SHORT EXERCISE:
Quote the listing below in full and exactly as written, but omit every picture.

━━━━━━━━

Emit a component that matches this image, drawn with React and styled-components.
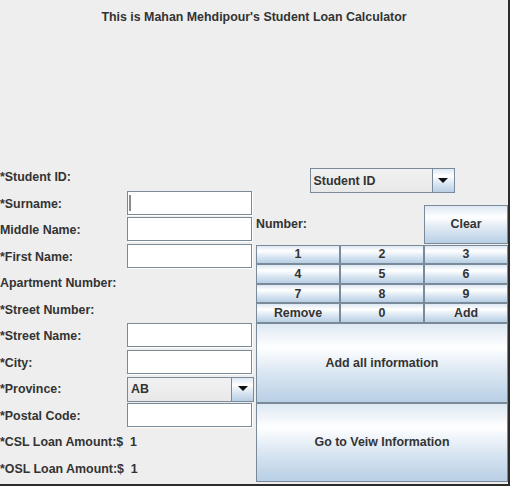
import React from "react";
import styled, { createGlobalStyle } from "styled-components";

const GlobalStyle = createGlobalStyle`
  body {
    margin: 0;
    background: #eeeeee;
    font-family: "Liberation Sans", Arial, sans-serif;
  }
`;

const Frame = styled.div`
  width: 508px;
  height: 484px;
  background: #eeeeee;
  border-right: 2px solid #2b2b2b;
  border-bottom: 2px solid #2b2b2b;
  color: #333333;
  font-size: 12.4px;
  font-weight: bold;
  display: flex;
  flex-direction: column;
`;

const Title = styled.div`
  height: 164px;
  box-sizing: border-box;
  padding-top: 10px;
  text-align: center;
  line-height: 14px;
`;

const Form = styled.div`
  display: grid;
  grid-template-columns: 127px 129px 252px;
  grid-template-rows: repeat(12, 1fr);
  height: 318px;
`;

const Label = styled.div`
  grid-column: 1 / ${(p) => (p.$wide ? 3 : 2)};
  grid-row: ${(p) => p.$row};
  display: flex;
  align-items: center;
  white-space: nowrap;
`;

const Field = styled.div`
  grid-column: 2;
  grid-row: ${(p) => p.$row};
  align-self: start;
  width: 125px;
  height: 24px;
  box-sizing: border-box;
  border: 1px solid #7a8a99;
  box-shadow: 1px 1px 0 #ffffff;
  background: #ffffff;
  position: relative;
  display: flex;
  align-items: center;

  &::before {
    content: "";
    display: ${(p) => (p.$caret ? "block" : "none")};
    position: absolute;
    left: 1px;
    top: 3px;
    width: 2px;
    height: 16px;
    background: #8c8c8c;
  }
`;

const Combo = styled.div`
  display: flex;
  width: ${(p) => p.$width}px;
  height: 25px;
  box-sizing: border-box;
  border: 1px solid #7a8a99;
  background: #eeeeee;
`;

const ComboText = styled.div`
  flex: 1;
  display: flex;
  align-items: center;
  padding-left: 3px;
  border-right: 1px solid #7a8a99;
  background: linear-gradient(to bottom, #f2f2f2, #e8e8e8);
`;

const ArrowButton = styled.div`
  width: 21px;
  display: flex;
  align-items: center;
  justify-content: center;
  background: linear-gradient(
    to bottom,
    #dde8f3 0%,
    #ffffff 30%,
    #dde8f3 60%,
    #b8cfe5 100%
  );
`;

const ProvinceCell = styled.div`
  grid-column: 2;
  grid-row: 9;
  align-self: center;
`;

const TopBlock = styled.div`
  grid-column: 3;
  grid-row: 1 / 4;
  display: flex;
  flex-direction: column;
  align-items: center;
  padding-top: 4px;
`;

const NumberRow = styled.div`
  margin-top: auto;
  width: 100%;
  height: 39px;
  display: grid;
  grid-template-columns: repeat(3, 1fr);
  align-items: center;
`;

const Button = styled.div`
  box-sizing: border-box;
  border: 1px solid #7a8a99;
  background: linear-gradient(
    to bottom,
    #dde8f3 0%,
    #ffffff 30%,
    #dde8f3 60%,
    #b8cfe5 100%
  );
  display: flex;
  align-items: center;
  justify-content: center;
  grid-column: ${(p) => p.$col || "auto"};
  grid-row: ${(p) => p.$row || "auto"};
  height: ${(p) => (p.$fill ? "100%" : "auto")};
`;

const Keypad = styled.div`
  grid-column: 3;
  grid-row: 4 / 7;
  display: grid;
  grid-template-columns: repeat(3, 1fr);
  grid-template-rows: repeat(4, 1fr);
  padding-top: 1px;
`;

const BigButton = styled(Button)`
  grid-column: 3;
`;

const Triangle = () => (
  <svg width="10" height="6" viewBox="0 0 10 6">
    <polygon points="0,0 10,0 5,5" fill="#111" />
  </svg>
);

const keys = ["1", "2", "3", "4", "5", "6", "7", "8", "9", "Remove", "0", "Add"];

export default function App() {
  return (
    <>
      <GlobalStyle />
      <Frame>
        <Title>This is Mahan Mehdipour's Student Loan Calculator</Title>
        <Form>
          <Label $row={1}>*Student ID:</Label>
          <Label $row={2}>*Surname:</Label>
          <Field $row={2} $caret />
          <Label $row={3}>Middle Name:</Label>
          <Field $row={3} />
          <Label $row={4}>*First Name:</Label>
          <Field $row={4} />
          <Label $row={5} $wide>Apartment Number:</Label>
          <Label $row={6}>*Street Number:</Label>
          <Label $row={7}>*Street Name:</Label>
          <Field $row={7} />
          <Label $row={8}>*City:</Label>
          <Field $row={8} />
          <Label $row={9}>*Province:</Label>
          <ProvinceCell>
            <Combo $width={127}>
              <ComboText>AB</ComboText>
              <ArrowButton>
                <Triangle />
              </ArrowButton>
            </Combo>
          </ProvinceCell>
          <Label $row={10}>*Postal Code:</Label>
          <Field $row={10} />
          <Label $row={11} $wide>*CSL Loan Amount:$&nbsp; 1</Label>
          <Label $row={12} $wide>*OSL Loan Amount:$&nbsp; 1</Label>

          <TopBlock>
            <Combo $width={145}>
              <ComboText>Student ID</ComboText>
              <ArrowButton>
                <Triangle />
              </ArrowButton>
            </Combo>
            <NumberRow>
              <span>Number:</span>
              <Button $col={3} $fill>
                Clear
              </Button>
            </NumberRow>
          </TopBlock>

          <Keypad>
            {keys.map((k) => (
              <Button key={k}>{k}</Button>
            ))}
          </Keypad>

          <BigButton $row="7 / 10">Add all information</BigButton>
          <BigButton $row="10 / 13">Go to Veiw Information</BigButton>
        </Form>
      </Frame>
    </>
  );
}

━━━━━━━━

RESPONSE TO THIS TASK:
Emit a component that matches this image, drawn with React and styled-components.
import React from "react";
import styled, { createGlobalStyle } from "styled-components";

const GlobalStyle = createGlobalStyle`
  body {
    margin: 0;
    background: #eeeeee;
    font-family: "Liberation Sans", Arial, sans-serif;
  }
`;

const Frame = styled.div`
  width: 508px;
  height: 484px;
  background: #eeeeee;
  border-right: 2px solid #2b2b2b;
  border-bottom: 2px solid #2b2b2b;
  color: #333333;
  font-size: 12.4px;
  font-weight: bold;
  display: flex;
  flex-direction: column;
`;

const Title = styled.div`
  height: 164px;
  box-sizing: border-box;
  padding-top: 10px;
  text-align: center;
  line-height: 14px;
`;

const Form = styled.div`
  display: grid;
  grid-template-columns: 127px 129px 252px;
  grid-template-rows: repeat(12, 1fr);
  height: 318px;
`;

const Label = styled.div`
  grid-column: 1 / ${(p) => (p.$wide ? 3 : 2)};
  grid-row: ${(p) => p.$row};
  display: flex;
  align-items: center;
  white-space: nowrap;
`;

const Field = styled.div`
  grid-column: 2;
  grid-row: ${(p) => p.$row};
  align-self: start;
  width: 125px;
  height: 24px;
  box-sizing: border-box;
  border: 1px solid #7a8a99;
  box-shadow: 1px 1px 0 #ffffff;
  background: #ffffff;
  position: relative;
  display: flex;
  align-items: center;

  &::before {
    content: "";
    display: ${(p) => (p.$caret ? "block" : "none")};
    position: absolute;
    left: 1px;
    top: 3px;
    width: 2px;
    height: 16px;
    background: #8c8c8c;
  }
`;

const Combo = styled.div`
  display: flex;
  width: ${(p) => p.$width}px;
  height: 25px;
  box-sizing: border-box;
  border: 1px solid #7a8a99;
  background: #eeeeee;
`;

const ComboText = styled.div`
  flex: 1;
  display: flex;
  align-items: center;
  padding-left: 3px;
  border-right: 1px solid #7a8a99;
  background: linear-gradient(to bottom, #f2f2f2, #e8e8e8);
`;

const ArrowButton = styled.div`
  width: 21px;
  display: flex;
  align-items: center;
  justify-content: center;
  background: linear-gradient(
    to bottom,
    #dde8f3 0%,
    #ffffff 30%,
    #dde8f3 60%,
    #b8cfe5 100%
  );
`;

const ProvinceCell = styled.div`
  grid-column: 2;
  grid-row: 9;
  align-self: center;
`;

const TopBlock = styled.div`
  grid-column: 3;
  grid-row: 1 / 4;
  display: flex;
  flex-direction: column;
  align-items: center;
  padding-top: 4px;
`;

const NumberRow = styled.div`
  margin-top: auto;
  width: 100%;
  height: 39px;
  display: grid;
  grid-template-columns: repeat(3, 1fr);
  align-items: center;
`;

const Button = styled.div`
  box-sizing: border-box;
  border: 1px solid #7a8a99;
  background: linear-gradient(
    to bottom,
    #dde8f3 0%,
    #ffffff 30%,
    #dde8f3 60%,
    #b8cfe5 100%
  );
  display: flex;
  align-items: center;
  justify-content: center;
  grid-column: ${(p) => p.$col || "auto"};
  grid-row: ${(p) => p.$row || "auto"};
  height: ${(p) => (p.$fill ? "100%" : "auto")};
`;

const Keypad = styled.div`
  grid-column: 3;
  grid-row: 4 / 7;
  display: grid;
  grid-template-columns: repeat(3, 1fr);
  grid-template-rows: repeat(4, 1fr);
  padding-top: 1px;
`;

const BigButton = styled(Button)`
  grid-column: 3;
`;

const Triangle = () => (
  <svg width="10" height="6" viewBox="0 0 10 6">
    <polygon points="0,0 10,0 5,5" fill="#111" />
  </svg>
);

const keys = ["1", "2", "3", "4", "5", "6", "7", "8", "9", "Remove", "0", "Add"];

export default function App() {
  return (
    <>
      <GlobalStyle />
      <Frame>
        <Title>This is Mahan Mehdipour's Student Loan Calculator</Title>
        <Form>
          <Label $row={1}>*Student ID:</Label>
          <Label $row={2}>*Surname:</Label>
          <Field $row={2} $caret />
          <Label $row={3}>Middle Name:</Label>
          <Field $row={3} />
          <Label $row={4}>*First Name:</Label>
          <Field $row={4} />
          <Label $row={5} $wide>Apartment Number:</Label>
          <Label $row={6}>*Street Number:</Label>
          <Label $row={7}>*Street Name:</Label>
          <Field $row={7} />
          <Label $row={8}>*City:</Label>
          <Field $row={8} />
          <Label $row={9}>*Province:</Label>
          <ProvinceCell>
            <Combo $width={127}>
              <ComboText>AB</ComboText>
              <ArrowButton>
                <Triangle />
              </ArrowButton>
            </Combo>
          </ProvinceCell>
          <Label $row={10}>*Postal Code:</Label>
          <Field $row={10} />
          <Label $row={11} $wide>*CSL Loan Amount:$&nbsp; 1</Label>
          <Label $row={12} $wide>*OSL Loan Amount:$&nbsp; 1</Label>

          <TopBlock>
            <Combo $width={145}>
              <ComboText>Student ID</ComboText>
              <ArrowButton>
                <Triangle />
              </ArrowButton>
            </Combo>
            <NumberRow>
              <span>Number:</span>
              <Button $col={3} $fill>
                Clear
              </Button>
            </NumberRow>
          </TopBlock>

          <Keypad>
            {keys.map((k) => (
              <Button key={k}>{k}</Button>
            ))}
          </Keypad>

          <BigButton $row="7 / 10">Add all information</BigButton>
          <BigButton $row="10 / 13">Go to Veiw Information</BigButton>
        </Form>
      </Frame>
    </>
  );
}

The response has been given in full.